The core bottleneck is not developer appetite — it is policy ambiguity around must-run status for storage-integrated projects, DISCOM off-take willingness at storage-inclusive tariffs, and the absence of a national BESS manufacturing incentive comparable to the Production Linked Incentive scheme that turbocharged domestic solar module production. MNRE's draft Battery Energy Storage Systems policy framework, circulated in 2023, has not yet translated into a standardised tender template that state agencies can replicate at speed. Germany's innovation tender offers a replicable structure India can adapt without reinventing the wheel.

What This Means for India's Energy Transition

India's 500 GW renewable energy target by 2030 — of which at least 280 GW is expected to come from solar — cannot be achieved on intermittent generation alone. Grid operators at POSOCO and state load dispatch centres are already flagging curtailment risks in solar-heavy states like Rajasthan and Tamil Nadu during peak generation hours. Storage-integrated solar is not a premium option; it is a grid-stability necessity. Germany's 482.4 MW innovation tender award proves that hybrid procurement at scale is administratively achievable when tariff design is fit for purpose. India needs MNRE and SECI to fast-track a dedicated solar-plus-storage innovation tender series — ring-fenced from standard PV auctions — with transparent storage-duration requirements, bankable off-take agreements, and a premium tariff tier that honestly prices dispatchability. PM Surya Ghar Muft Bijli Yojana is rightly pushing rooftop solar, but utility-scale storage integration is the piece that keeps the wider grid stable.

Watch for SECI's next RTC tender announcement, expected in Q2 2025, and any MNRE notification on a standalone BESS policy framework. Rajasthan's upcoming 10 GW hybrid park tender and Greenko's integrated storage announcements at its Andhra Pradesh pumped hydro sites will be early indicators of whether India is ready to move from storage-as-specification to storage-as-strategy — the shift Germany has already made.

Key Facts

  • Germany's Bundesnetzagentur awarded 482.4 MW of solar-plus-storage capacity across 27 bids under its innovation tender programme
  • India's grid-scale BESS commissioned capacity remains under 1 GW as of early 2025, against a 500 GW renewable target by 2030
  • SECI's round-the-clock renewable tenders have seen tariff discoveries between ₹2.90 and ₹4.20 per kWh for storage-integrated solar projects

Frequently Asked Questions

What is a solar-plus-storage tender and does India have one?

A solar-plus-storage tender procures co-located solar and battery systems together, ensuring dispatchable power.
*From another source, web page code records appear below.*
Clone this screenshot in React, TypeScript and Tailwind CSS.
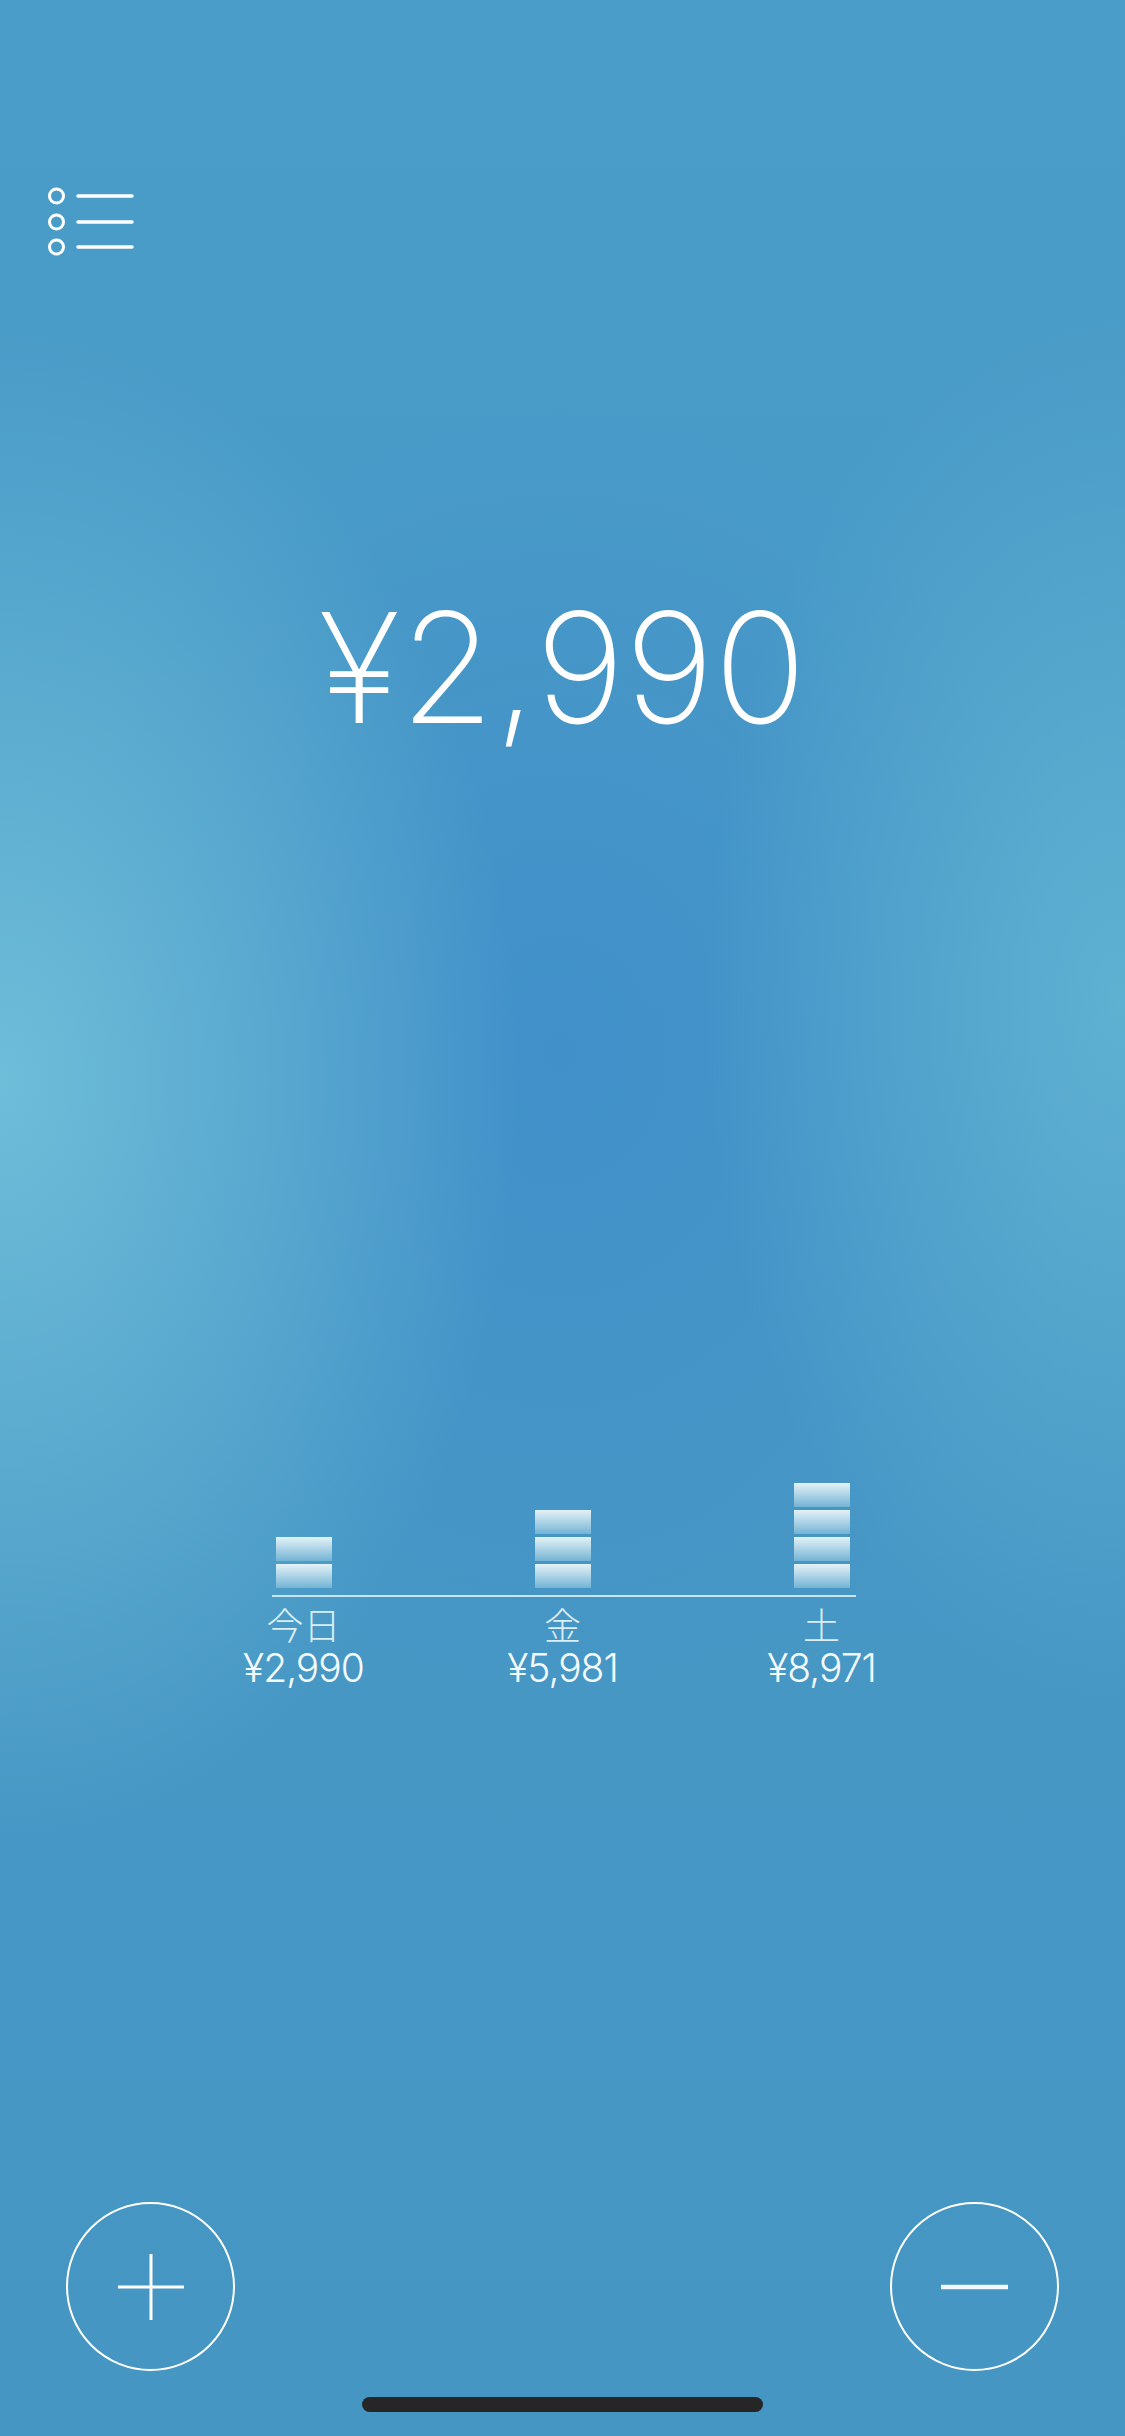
import React from 'react';

type Day = { label: string; amount: string; blocks: number };

const days: Day[] = [
  { label: '今日', amount: '¥2,990', blocks: 2 },
  { label: '金', amount: '¥5,981', blocks: 3 },
  { label: '土', amount: '¥8,971', blocks: 4 },
];

function MenuIcon() {
  return (
    <svg width="90" height="70" viewBox="0 0 90 70" fill="none" stroke="white">
      <circle cx="9.5" cy="10" r="7" strokeWidth="3" />
      <circle cx="9.5" cy="36" r="7" strokeWidth="3" />
      <circle cx="9.5" cy="61" r="7" strokeWidth="3" />
      <line x1="31" y1="10" x2="85" y2="10" strokeWidth="3.5" strokeLinecap="round" />
      <line x1="31" y1="36" x2="85" y2="36" strokeWidth="3.5" strokeLinecap="round" />
      <line x1="31" y1="61" x2="85" y2="61" strokeWidth="3.5" strokeLinecap="round" />
    </svg>
  );
}

function Bar({ blocks }: { blocks: number }) {
  return (
    <div className="flex flex-col gap-[3px]">
      {Array.from({ length: blocks }).map((_, i) => (
        <div key={i} className="w-[56px] h-[24px] bg-linear-to-b from-[#e4f2f7] to-[#72b4d4]" />
      ))}
    </div>
  );
}

export default function App() {
  return (
    <div
      className="relative w-[1125px] h-[2436px] overflow-hidden flex flex-col text-white bg-[radial-gradient(ellipse_520px_760px_at_0px_1080px,#6ebdd9,rgba(110,189,217,0)),radial-gradient(ellipse_420px_700px_at_1125px_1000px,#5fb1d2,rgba(95,177,210,0)),radial-gradient(ellipse_520px_640px_at_560px_1050px,#4190ca,rgba(65,144,202,0)),linear-gradient(#4a9dc8,#4798c6_45%,#4596c3)]"
      style={{ fontFamily: 'Inter, "Liberation Sans", "Noto Sans CJK JP", sans-serif' }}
    >
      <div className="mt-[186px] ml-[47px]">
        <MenuIcon />
      </div>

      <div className="mt-[335px] h-[153px] text-center text-[153px] leading-none font-extralight">
        ¥2,990
      </div>

      <div className="mt-[739px] ml-[174px] w-[777px]">
        <div className="flex items-end">
          {days.map((d) => (
            <div key={d.label} className="w-[259px] flex justify-center">
              <Bar blocks={d.blocks} />
            </div>
          ))}
        </div>
        <div className="mt-[7px] ml-[98px] w-[584px] h-[2px] bg-[#c6e5f0]" />
        <div className="flex mt-[8px]">
          {days.map((d) => (
            <div key={d.label} className="w-[259px] flex flex-col items-center">
              <div
                className="text-[37px] leading-[38px] font-light text-[#dcedf4]"
                style={{ fontFamily: '"Noto Sans CJK JP", sans-serif' }}
              >
                {d.label}
              </div>
              <div className="mt-[4px] text-[39px] leading-[42px] font-light tracking-[-1px] text-[#f4fafc]">
                {d.amount}
              </div>
            </div>
          ))}
        </div>
      </div>

      <div className="mt-auto px-[66px] flex justify-between">
        <button className="w-[169px] h-[169px] rounded-full border-2 border-white flex items-center justify-center">
          <svg width="70" height="70" viewBox="0 0 70 70" stroke="white" strokeWidth="3">
            <line x1="2" y1="35" x2="68" y2="35" />
            <line x1="35" y1="2" x2="35" y2="68" />
          </svg>
        </button>
        <button className="w-[169px] h-[169px] rounded-full border-2 border-white flex items-center justify-center">
          <svg width="70" height="10" viewBox="0 0 70 10" stroke="#f4f8fa" strokeWidth="4.5">
            <line x1="1" y1="5" x2="68" y2="5" />
          </svg>
        </button>
      </div>

      <div className="mt-[26px] mb-[24px] mx-auto w-[401px] h-[15px] rounded-full bg-[#262626]" />
    </div>
  );
}
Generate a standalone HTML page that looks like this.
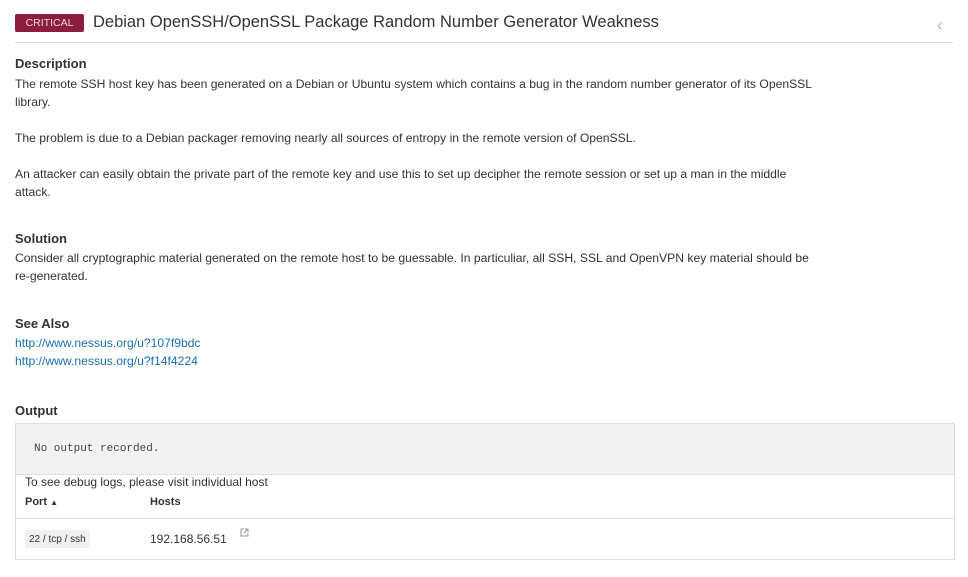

India's SECI runs round-the-clock hybrid tenders that include storage mandates, but a dedicated innovation tender series for solar-plus-storage, like Germany's, does not yet exist in India.

How much battery energy storage capacity has India installed in 2025?

India's commissioned grid-scale battery energy storage capacity remains below 1 GW as of early 2025, despite strong policy ambitions. NTPC Renewable Energy, Greenko, and ReNew Power have announced projects, but large-scale BESS deployment is still in early stages.

What can India learn from Germany's solar-plus-storage auction results?

Germany's innovation tender shows that transparent premium tariffs for storage-integrated solar attract competitive bids and enable bankable financing. India's MNRE and SECI could adopt a similar ring-fenced tender structure with clear storage-duration requirements to accelerate hybrid project deployment before 2030.